Among the entries below, count the lines that contain the word "this". Write down only the total.

___ Material to process ___

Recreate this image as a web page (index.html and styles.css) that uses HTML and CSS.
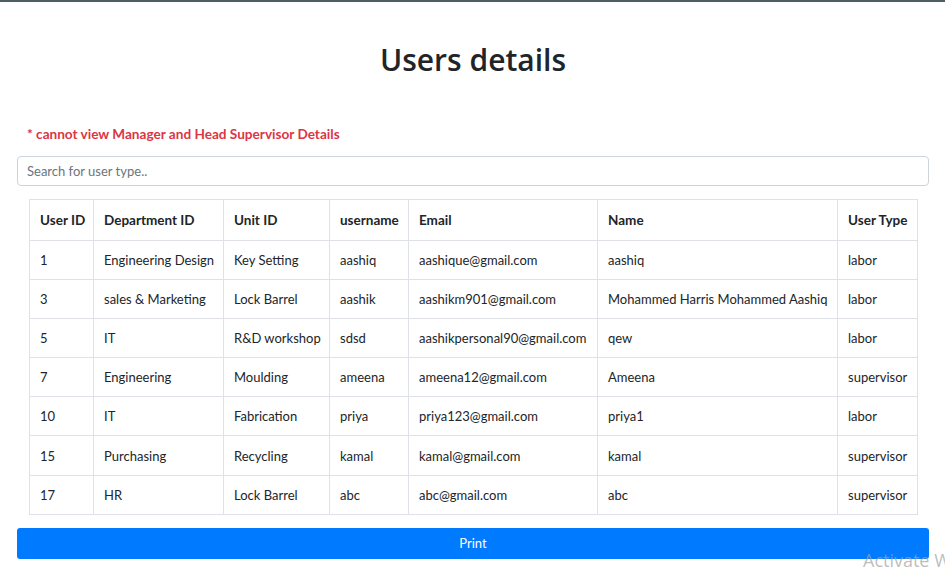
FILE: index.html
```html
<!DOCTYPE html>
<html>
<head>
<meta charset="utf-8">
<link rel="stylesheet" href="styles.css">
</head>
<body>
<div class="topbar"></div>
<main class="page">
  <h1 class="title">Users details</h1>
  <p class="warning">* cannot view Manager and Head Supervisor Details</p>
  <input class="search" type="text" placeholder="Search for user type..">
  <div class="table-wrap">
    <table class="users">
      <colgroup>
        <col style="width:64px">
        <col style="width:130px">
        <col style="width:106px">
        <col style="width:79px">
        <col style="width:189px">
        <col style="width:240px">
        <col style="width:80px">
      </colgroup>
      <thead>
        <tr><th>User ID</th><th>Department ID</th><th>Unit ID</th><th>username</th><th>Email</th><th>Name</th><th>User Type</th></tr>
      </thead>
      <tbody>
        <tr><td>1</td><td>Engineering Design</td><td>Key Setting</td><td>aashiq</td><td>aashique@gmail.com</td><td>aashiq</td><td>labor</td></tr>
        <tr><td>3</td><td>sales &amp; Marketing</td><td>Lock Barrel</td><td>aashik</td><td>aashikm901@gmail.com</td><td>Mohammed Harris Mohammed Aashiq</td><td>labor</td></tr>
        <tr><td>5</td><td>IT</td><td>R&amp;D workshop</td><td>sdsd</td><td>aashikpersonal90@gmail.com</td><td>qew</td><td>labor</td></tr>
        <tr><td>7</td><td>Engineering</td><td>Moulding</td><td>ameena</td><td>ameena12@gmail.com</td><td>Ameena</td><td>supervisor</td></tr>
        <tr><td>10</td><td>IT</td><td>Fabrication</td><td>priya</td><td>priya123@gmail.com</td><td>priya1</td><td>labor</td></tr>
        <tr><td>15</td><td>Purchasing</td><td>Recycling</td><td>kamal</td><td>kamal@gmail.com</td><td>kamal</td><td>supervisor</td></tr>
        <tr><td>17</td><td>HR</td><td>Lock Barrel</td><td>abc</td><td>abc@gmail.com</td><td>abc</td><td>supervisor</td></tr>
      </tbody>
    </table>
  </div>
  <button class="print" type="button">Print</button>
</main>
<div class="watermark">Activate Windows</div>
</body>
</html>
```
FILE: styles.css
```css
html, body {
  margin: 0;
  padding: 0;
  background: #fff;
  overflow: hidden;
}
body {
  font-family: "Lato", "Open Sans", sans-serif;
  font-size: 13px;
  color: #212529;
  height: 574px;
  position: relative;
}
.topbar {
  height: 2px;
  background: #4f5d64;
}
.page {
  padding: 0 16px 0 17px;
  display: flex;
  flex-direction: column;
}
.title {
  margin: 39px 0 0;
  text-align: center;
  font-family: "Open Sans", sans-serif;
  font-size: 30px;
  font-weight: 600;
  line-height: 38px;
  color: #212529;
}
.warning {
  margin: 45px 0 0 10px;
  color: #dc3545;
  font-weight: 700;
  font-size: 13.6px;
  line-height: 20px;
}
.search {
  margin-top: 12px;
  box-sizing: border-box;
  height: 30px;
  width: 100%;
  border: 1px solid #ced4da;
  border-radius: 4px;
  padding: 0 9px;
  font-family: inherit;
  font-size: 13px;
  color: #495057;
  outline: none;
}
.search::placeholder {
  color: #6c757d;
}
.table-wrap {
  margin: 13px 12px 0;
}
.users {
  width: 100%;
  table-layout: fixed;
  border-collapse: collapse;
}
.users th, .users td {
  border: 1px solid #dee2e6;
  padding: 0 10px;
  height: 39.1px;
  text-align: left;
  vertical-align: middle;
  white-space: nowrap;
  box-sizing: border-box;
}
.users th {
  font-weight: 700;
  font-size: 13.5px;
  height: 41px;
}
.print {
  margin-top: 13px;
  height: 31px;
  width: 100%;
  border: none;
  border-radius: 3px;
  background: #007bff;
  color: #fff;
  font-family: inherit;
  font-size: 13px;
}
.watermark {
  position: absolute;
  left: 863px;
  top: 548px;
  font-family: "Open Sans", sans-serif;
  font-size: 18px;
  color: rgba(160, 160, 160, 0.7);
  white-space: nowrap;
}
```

___
___ Material to process ___

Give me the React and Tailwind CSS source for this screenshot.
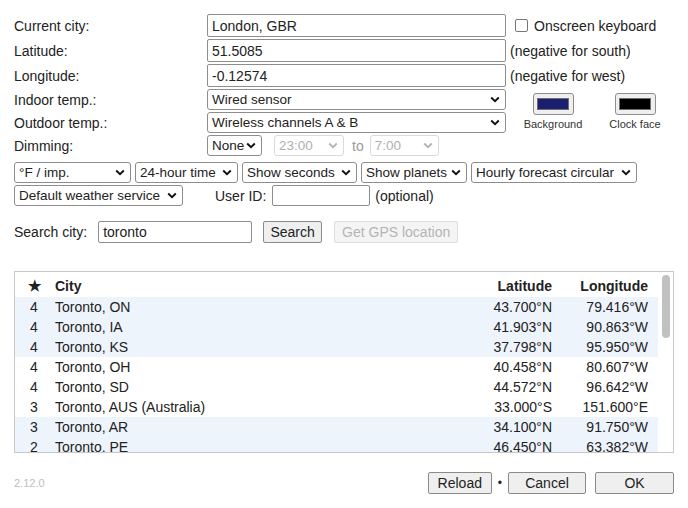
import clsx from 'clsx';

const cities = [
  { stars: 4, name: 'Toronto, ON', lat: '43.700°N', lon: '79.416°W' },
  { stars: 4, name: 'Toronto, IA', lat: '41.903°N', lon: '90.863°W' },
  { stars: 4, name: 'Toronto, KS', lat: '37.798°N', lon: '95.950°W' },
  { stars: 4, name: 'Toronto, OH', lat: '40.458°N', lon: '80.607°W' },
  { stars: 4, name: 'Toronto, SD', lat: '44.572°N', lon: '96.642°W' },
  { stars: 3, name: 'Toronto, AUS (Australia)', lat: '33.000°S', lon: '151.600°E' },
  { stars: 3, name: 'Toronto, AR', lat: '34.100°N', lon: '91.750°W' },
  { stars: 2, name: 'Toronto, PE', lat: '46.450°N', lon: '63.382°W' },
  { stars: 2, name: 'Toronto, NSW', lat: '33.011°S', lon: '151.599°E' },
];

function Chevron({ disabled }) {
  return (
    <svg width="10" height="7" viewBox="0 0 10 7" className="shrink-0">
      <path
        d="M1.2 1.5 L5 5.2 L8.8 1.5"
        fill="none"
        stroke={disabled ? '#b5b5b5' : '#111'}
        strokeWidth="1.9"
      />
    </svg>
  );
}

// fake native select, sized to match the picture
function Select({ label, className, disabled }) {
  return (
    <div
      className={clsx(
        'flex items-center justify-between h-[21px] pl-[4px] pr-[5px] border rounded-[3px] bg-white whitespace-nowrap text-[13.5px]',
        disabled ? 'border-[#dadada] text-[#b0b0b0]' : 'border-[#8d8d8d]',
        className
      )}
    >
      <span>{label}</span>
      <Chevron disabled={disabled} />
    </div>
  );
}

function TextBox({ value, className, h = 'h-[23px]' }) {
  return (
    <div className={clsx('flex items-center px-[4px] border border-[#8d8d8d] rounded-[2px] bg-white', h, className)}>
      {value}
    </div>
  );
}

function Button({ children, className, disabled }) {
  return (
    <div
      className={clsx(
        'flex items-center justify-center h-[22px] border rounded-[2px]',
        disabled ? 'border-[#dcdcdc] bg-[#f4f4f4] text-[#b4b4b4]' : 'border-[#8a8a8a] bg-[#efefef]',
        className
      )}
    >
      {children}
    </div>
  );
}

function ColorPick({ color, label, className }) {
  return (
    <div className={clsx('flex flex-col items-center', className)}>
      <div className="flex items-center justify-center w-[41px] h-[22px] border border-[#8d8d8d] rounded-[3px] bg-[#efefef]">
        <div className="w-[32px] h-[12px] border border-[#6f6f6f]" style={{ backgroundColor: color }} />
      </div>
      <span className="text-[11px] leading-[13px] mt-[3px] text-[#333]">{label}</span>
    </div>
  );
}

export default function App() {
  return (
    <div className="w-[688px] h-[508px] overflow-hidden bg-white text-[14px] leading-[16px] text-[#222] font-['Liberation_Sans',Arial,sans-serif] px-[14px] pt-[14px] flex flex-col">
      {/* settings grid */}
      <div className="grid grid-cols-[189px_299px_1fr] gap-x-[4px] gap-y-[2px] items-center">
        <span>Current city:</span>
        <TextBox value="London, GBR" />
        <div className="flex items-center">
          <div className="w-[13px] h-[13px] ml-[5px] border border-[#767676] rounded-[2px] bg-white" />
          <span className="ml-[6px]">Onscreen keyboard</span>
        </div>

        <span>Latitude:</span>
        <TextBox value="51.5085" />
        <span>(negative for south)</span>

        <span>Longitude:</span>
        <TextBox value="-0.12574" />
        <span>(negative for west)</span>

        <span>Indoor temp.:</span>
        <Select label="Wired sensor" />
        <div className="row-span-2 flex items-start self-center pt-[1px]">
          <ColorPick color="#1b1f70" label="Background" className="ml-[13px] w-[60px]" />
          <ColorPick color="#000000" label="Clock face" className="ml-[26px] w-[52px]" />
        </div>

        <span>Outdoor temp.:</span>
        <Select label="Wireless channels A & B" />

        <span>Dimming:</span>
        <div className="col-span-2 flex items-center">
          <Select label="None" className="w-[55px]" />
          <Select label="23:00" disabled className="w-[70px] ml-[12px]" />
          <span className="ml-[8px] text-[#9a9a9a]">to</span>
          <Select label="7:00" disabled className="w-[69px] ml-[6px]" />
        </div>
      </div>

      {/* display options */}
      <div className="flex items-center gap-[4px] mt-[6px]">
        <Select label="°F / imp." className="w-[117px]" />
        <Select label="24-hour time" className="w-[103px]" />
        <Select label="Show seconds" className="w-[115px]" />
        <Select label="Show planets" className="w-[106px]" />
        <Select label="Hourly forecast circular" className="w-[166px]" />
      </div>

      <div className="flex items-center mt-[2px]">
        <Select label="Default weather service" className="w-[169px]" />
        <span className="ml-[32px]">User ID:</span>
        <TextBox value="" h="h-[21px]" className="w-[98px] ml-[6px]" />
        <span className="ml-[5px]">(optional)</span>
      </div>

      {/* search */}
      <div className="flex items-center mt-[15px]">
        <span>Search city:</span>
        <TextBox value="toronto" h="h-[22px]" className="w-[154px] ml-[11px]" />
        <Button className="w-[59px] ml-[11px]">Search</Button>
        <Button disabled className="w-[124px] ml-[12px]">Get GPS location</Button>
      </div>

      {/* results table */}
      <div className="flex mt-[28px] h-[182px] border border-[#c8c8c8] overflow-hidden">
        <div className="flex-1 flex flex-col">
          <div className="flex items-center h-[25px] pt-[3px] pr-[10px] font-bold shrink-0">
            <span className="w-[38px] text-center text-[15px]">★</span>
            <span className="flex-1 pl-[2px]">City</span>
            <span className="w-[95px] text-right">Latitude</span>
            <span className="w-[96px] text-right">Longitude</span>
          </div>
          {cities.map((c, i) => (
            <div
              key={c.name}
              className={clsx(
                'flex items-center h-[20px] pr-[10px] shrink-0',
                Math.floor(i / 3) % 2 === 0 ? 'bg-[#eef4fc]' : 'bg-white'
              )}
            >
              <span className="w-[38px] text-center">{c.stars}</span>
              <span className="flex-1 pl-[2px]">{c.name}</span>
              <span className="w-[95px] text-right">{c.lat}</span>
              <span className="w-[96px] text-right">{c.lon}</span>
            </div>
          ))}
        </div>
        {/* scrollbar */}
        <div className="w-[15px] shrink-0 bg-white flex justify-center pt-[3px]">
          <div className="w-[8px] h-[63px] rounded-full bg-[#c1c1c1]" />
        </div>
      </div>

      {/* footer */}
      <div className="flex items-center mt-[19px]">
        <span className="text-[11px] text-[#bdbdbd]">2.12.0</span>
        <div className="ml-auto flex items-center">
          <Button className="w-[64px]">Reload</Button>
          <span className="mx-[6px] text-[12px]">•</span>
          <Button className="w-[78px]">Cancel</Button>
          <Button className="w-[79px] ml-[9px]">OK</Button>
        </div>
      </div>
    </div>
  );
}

___

Solution to the exercise:
2